MS Ladejarl and MS Mørejarl operate between the Pier Terminal in Trondheim and Kristiansund in 3:15 hours, with intermediate stops in Lensvik, Hysnes, Brekstad, Leksa, Sandstad, Kjørsvikbugen, Edøya and Ringholmen. Three daily serves are provided. MS Agdenes operates the route to Sula. The service receives subsidies from Møre og Romsdal County Municipality and Sør-Trøndelag County Municipality.

==Fleet==
MS Mørejarl and MS Ladejarl are identical sister ships built at Fjellstrand Yard in 2002. Owned by Kystekspresen the two aluminium-hull catamarans operate the Trondheim–Kristiansund route, with a capacity of 276 passengers and a crew of four or five.

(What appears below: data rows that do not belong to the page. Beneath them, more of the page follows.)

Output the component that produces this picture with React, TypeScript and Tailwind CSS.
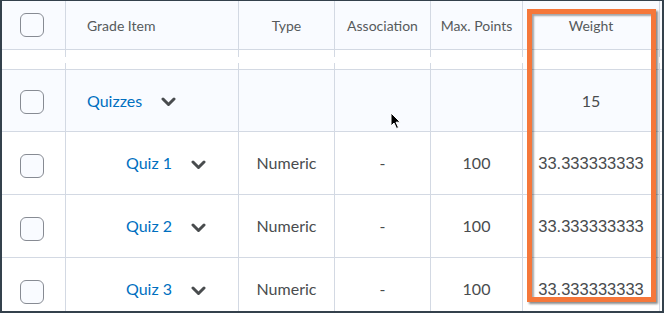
import React from "react"

const cols = "grid grid-cols-[64px_173px_96px_96px_92px_1fr]"
const line = "border-[#d3d9e3]"

function Checkbox({ className = "" }: { className?: string }) {
  return (
    <div
      className={`h-6 w-6 rounded-[6px] border-[1.5px] border-[#878b93] bg-[#f9fbff] ${className}`}
    />
  )
}

function Chevron() {
  return (
    <svg width="15" height="10" viewBox="0 0 15 10" className="shrink-0">
      <path d="M2 2 L7.5 7.5 L13 2" fill="none" stroke="#494c4e" strokeWidth="3" strokeLinecap="round" strokeLinejoin="round" />
    </svg>
  )
}

const quizzes = ["Quiz 1", "Quiz 2", "Quiz 3"]

export default function App() {
  return (
    <div className="relative h-[313px] w-[664px] overflow-hidden border-t border-l-2 border-r-2 border-b-2 border-[#34414c] bg-white font-['Lato',sans-serif] text-[#494c4e]">
      {/* header */}
      <div className={`${cols} h-[49px] border-b ${line} bg-[#f9fbff] text-[14px] text-[#565a5c]`}>
        <div className={`flex items-center justify-center border-r ${line}`}>
          <Checkbox className="-ml-1" />
        </div>
        <div className={`flex items-center border-r ${line} pl-[21px]`}>Grade Item</div>
        <div className={`flex items-center justify-center border-r ${line}`}>Type</div>
        <div className={`flex items-center justify-center border-r ${line}`}>Association</div>
        <div className={`flex items-center justify-center border-r ${line}`}>Max. Points</div>
        <div className={`flex items-center justify-center border-r ${line} mr-[2px]`}>Weight</div>
      </div>

      {/* spacer */}
      <div className={`${cols} h-[7px]`}>
        <div className={`border-r ${line}`} />
        <div className={`border-r ${line}`} />
        <div className={`border-r ${line}`} />
        <div className={`border-r ${line}`} />
        <div className={`border-r ${line}`} />
        <div className={`border-r ${line} mr-[2px]`} />
      </div>
      <div className="h-[6px]" />
      <div className={`${cols} h-[6px]`}>
        <div className={`border-r ${line}`} />
        <div className={`border-r ${line}`} />
        <div className={`border-r ${line}`} />
        <div className={`border-r ${line}`} />
        <div className={`border-r ${line}`} />
        <div className={`border-r ${line} mr-[2px]`} />
      </div>

      {/* category row */}
      <div className={`${cols} h-[63px] border-y ${line} bg-[#f9fbff] text-[16px]`}>
        <div className={`flex items-center justify-center border-r ${line}`}>
          <Checkbox className="-ml-1 mt-[3px]" />
        </div>
        <div className={`flex items-center gap-[19px] border-r ${line} pl-[21px]`}>
          <span className="text-[#006fbf]">Quizzes</span>
          <span className="mt-[3px]">
            <Chevron />
          </span>
        </div>
        <div className={`border-r ${line}`} />
        <div className={`border-r ${line}`} />
        <div className={`border-r ${line}`} />
        <div className={`flex items-center justify-center border-r ${line} mr-[2px]`}>15</div>
      </div>

      {quizzes.map((q) => (
        <div key={q} className={`${cols} h-[63px] border-b ${line} text-[16px]`}>
          <div className={`flex items-center justify-center border-r ${line}`}>
            <Checkbox className="-ml-1 mt-[5px]" />
          </div>
          <div className={`flex items-center gap-[19px] border-r ${line} pl-[60px]`}>
            <span className="text-[#006fbf]">{q}</span>
            <span className="mt-[3px]">
              <Chevron />
            </span>
          </div>
          <div className={`flex items-center justify-center border-r ${line}`}>Numeric</div>
          <div className={`flex items-center justify-center border-r ${line}`}>-</div>
          <div className={`flex items-center justify-center border-r ${line}`}>100</div>
          <div className={`flex items-center justify-center border-r ${line} mr-[2px] font-['Liberation_Sans',Arial,sans-serif] text-[16.5px]`}>
            33.333333333
          </div>
        </div>
      ))}

      {/* highlight annotation */}
      <div className="absolute left-[525px] top-[8px] h-[293px] w-[129px] border-[5px] border-[#f5773a] shadow-[2px_2px_2px_rgba(0,0,0,0.45),inset_2px_2px_2px_rgba(0,0,0,0.35)]" />

      {/* mouse cursor */}
      <svg className="absolute left-[388px] top-[111px]" width="12" height="18" viewBox="0 0 12 18">
        <path d="M1 1 L1 14 L4 11 L6.5 16.5 L8.5 15.5 L6 10.2 L10.2 10.2 Z" fill="#000" stroke="#fff" strokeWidth="1" />
      </svg>
    </div>
  )
}
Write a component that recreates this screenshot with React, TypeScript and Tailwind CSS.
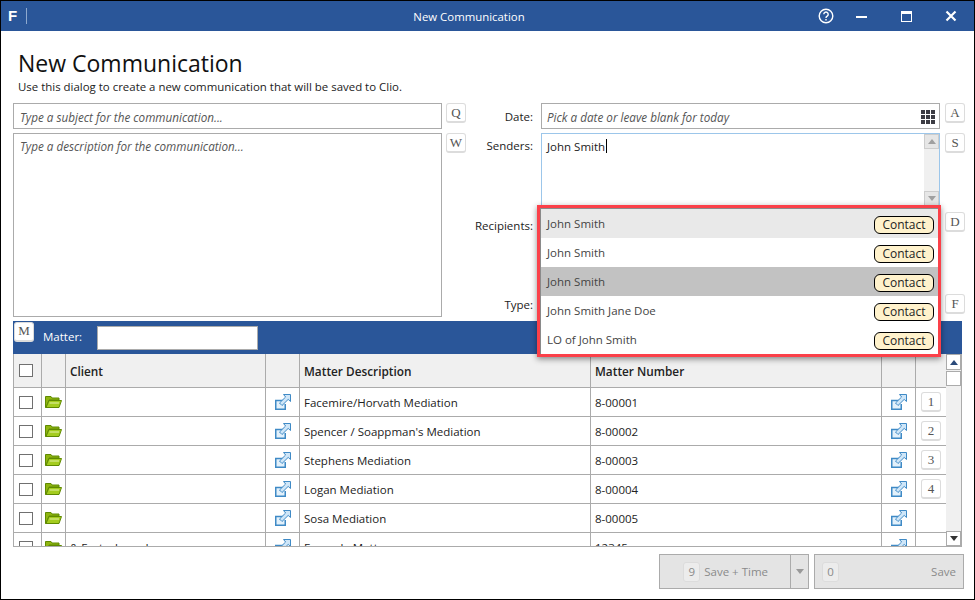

They are named for Rognvald Eysteinsson, Earl of Møre and the six Earls of Lade that ruled regions of Norway during the Viking Age.

MS Agdenes was built at Harding Yard in 1991. Owned by Fosen Trafikklag it serves the Sula route, in addition to being on reserve for the other routes. She is an aluminum-hull catamaran that can carry 210 passengers and has a crew of four.

===Retired fleet===
Kongsbussen and Hertugsbussen were the first catamaran fast ferry to operate in the region. They were built by Westermoen Hydrofoil in 1973 for Fosen Trafikklag. The vessels were 199 gross register tons and 112 net register tons, 26.12 m long, 9 m wide and 1.13 m deep. They had two twelve-cylinder diesel engines, capable of 1650 kW, allowing them to transport the 140 passengers and crew of four at speeds up to 26 kn. Hertugsbussen was sold in 1996, while Kongsbussen was sold in 2003.